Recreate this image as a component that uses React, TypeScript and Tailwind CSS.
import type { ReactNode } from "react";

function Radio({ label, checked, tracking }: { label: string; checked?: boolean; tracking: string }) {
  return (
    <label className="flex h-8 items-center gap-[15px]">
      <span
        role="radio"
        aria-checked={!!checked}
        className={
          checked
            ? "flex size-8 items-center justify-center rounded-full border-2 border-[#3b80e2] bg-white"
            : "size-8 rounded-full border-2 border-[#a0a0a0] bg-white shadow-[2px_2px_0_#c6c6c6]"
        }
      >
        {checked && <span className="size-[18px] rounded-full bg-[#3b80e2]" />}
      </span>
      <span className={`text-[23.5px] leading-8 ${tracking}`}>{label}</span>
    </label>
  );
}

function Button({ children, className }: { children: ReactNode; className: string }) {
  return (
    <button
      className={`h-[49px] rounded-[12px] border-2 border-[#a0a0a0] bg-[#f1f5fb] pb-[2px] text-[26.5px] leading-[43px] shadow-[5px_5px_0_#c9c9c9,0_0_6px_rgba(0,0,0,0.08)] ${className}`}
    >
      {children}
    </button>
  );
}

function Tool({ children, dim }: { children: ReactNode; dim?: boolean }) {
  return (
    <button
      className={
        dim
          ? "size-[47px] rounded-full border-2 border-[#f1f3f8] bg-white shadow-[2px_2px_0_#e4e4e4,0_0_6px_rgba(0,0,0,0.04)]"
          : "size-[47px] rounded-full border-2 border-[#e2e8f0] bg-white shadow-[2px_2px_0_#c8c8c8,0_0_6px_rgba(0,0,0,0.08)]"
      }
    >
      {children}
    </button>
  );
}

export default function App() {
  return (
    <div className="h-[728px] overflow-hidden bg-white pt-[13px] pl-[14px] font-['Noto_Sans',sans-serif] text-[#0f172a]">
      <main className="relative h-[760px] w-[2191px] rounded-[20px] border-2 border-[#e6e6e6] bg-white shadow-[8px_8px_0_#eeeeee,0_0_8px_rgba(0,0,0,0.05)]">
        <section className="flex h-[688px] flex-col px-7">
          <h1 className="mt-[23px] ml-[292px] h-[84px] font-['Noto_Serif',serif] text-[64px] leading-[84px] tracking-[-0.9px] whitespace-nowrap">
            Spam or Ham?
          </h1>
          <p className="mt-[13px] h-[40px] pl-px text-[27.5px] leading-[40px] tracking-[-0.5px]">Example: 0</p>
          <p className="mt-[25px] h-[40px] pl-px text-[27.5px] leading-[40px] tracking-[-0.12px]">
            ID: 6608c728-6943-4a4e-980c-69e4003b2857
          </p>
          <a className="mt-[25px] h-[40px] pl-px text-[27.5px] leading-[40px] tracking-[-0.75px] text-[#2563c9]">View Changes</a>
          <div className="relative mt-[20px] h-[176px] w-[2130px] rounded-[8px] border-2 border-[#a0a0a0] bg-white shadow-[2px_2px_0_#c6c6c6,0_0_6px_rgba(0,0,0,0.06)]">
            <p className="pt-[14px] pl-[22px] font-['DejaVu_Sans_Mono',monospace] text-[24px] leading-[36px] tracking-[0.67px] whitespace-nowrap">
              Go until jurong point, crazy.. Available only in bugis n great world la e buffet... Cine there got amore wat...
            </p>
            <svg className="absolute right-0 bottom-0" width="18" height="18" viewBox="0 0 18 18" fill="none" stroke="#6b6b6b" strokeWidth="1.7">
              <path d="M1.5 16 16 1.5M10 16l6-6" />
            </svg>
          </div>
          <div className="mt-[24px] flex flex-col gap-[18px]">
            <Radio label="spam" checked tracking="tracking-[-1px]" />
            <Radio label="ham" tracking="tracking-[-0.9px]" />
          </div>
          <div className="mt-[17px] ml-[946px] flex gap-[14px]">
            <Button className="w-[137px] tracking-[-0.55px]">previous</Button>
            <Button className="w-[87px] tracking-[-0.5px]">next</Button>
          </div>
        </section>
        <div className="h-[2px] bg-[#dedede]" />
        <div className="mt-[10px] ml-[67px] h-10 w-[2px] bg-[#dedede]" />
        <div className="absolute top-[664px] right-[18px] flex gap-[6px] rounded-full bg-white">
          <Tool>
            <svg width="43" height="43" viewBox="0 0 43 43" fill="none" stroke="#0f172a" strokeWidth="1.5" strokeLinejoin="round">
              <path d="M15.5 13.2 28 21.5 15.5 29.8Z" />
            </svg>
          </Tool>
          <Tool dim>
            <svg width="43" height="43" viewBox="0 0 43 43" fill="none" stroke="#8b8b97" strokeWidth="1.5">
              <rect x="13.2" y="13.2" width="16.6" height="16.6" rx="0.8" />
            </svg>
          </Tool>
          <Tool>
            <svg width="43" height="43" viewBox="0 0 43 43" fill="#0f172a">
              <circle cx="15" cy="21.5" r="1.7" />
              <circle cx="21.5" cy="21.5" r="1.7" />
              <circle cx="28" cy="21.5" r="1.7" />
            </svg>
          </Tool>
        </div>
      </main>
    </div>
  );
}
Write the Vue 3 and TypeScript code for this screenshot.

> Given instruction
Would you write down every record again, exactly?

> Solution to this task
Recreate this image as a component that uses React, TypeScript and Tailwind CSS.
import type { ReactNode } from "react";

function Radio({ label, checked, tracking }: { label: string; checked?: boolean; tracking: string }) {
  return (
    <label className="flex h-8 items-center gap-[15px]">
      <span
        role="radio"
        aria-checked={!!checked}
        className={
          checked
            ? "flex size-8 items-center justify-center rounded-full border-2 border-[#3b80e2] bg-white"
            : "size-8 rounded-full border-2 border-[#a0a0a0] bg-white shadow-[2px_2px_0_#c6c6c6]"
        }
      >
        {checked && <span className="size-[18px] rounded-full bg-[#3b80e2]" />}
      </span>
      <span className={`text-[23.5px] leading-8 ${tracking}`}>{label}</span>
    </label>
  );
}

function Button({ children, className }: { children: ReactNode; className: string }) {
  return (
    <button
      className={`h-[49px] rounded-[12px] border-2 border-[#a0a0a0] bg-[#f1f5fb] pb-[2px] text-[26.5px] leading-[43px] shadow-[5px_5px_0_#c9c9c9,0_0_6px_rgba(0,0,0,0.08)] ${className}`}
    >
      {children}
    </button>
  );
}

function Tool({ children, dim }: { children: ReactNode; dim?: boolean }) {
  return (
    <button
      className={
        dim
          ? "size-[47px] rounded-full border-2 border-[#f1f3f8] bg-white shadow-[2px_2px_0_#e4e4e4,0_0_6px_rgba(0,0,0,0.04)]"
          : "size-[47px] rounded-full border-2 border-[#e2e8f0] bg-white shadow-[2px_2px_0_#c8c8c8,0_0_6px_rgba(0,0,0,0.08)]"
      }
    >
      {children}
    </button>
  );
}

export default function App() {
  return (
    <div className="h-[728px] overflow-hidden bg-white pt-[13px] pl-[14px] font-['Noto_Sans',sans-serif] text-[#0f172a]">
      <main className="relative h-[760px] w-[2191px] rounded-[20px] border-2 border-[#e6e6e6] bg-white shadow-[8px_8px_0_#eeeeee,0_0_8px_rgba(0,0,0,0.05)]">
        <section className="flex h-[688px] flex-col px-7">
          <h1 className="mt-[23px] ml-[292px] h-[84px] font-['Noto_Serif',serif] text-[64px] leading-[84px] tracking-[-0.9px] whitespace-nowrap">
            Spam or Ham?
          </h1>
          <p className="mt-[13px] h-[40px] pl-px text-[27.5px] leading-[40px] tracking-[-0.5px]">Example: 0</p>
          <p className="mt-[25px] h-[40px] pl-px text-[27.5px] leading-[40px] tracking-[-0.12px]">
            ID: 6608c728-6943-4a4e-980c-69e4003b2857
          </p>
          <a className="mt-[25px] h-[40px] pl-px text-[27.5px] leading-[40px] tracking-[-0.75px] text-[#2563c9]">View Changes</a>
          <div className="relative mt-[20px] h-[176px] w-[2130px] rounded-[8px] border-2 border-[#a0a0a0] bg-white shadow-[2px_2px_0_#c6c6c6,0_0_6px_rgba(0,0,0,0.06)]">
            <p className="pt-[14px] pl-[22px] font-['DejaVu_Sans_Mono',monospace] text-[24px] leading-[36px] tracking-[0.67px] whitespace-nowrap">
              Go until jurong point, crazy.. Available only in bugis n great world la e buffet... Cine there got amore wat...
            </p>
            <svg className="absolute right-0 bottom-0" width="18" height="18" viewBox="0 0 18 18" fill="none" stroke="#6b6b6b" strokeWidth="1.7">
              <path d="M1.5 16 16 1.5M10 16l6-6" />
            </svg>
          </div>
          <div className="mt-[24px] flex flex-col gap-[18px]">
            <Radio label="spam" checked tracking="tracking-[-1px]" />
            <Radio label="ham" tracking="tracking-[-0.9px]" />
          </div>
          <div className="mt-[17px] ml-[946px] flex gap-[14px]">
            <Button className="w-[137px] tracking-[-0.55px]">previous</Button>
            <Button className="w-[87px] tracking-[-0.5px]">next</Button>
          </div>
        </section>
        <div className="h-[2px] bg-[#dedede]" />
        <div className="mt-[10px] ml-[67px] h-10 w-[2px] bg-[#dedede]" />
        <div className="absolute top-[664px] right-[18px] flex gap-[6px] rounded-full bg-white">
          <Tool>
            <svg width="43" height="43" viewBox="0 0 43 43" fill="none" stroke="#0f172a" strokeWidth="1.5" strokeLinejoin="round">
              <path d="M15.5 13.2 28 21.5 15.5 29.8Z" />
            </svg>
          </Tool>
          <Tool dim>
            <svg width="43" height="43" viewBox="0 0 43 43" fill="none" stroke="#8b8b97" strokeWidth="1.5">
              <rect x="13.2" y="13.2" width="16.6" height="16.6" rx="0.8" />
            </svg>
          </Tool>
          <Tool>
            <svg width="43" height="43" viewBox="0 0 43 43" fill="#0f172a">
              <circle cx="15" cy="21.5" r="1.7" />
              <circle cx="21.5" cy="21.5" r="1.7" />
              <circle cx="28" cy="21.5" r="1.7" />
            </svg>
          </Tool>
        </div>
      </main>
    </div>
  );
}
Write the Vue 3 and TypeScript code for this screenshot.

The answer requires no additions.